Overleg van en met OR-commissies

Ook OR-commissies hebben het recht tot overleg, zowel intern als met de ondernemingsraad. De wet onderscheidt drie soorten officiële OR-commissies: voorbereidingscommissies (rond een bepaald project, zoals verkiezingen), vaste commissies (rond een bepaald thema, zoals arbo of VGWM) en onderdeelcommissies (in feite een gedelegeerde ondernemingsraad voor een onderdeel van de organisatie).

  • Vaste en voorbereidingscommissies hebben het recht op overleg met specialisten in de organisatie.
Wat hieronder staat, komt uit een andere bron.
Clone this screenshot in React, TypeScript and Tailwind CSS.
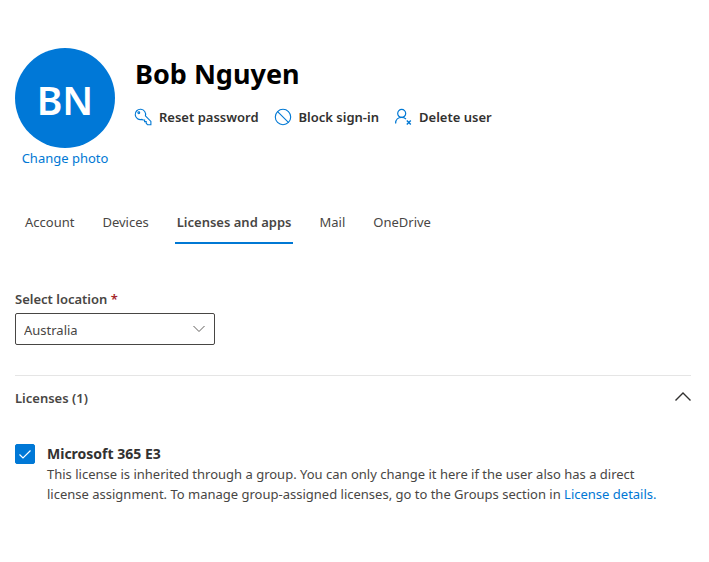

Zo kan de VGWM-commissie overleggen met de arbo-coördinator of preventiemedewerker.
  • Onderdeelcommissies hebben alle overlegrechten van een ondernemingsraad. Artikel 23c van de WOR is speciaal gewijd aan de overlegrechten van de onderdeelcommissie.

Overleg met de achterban

De ondernemingsraad en de OR-commissies hebben het recht te overleggen met de achterban. Artikel 17, lid 1 van de WOR regelt dit. In dat artikel wordt dit het raadplegen van de in de onderneming werkzame personen genoemd. De bestuurder is verplicht de werknemers in de gelegenheid te stellen hieraan mee te doen.

In en buiten de OR-vergaderingen mag de OR overleggen met interne- en externe deskundigen, de door de ondernemingsraad ingehuurde adviseurs en bestuurders van vakverenigingen.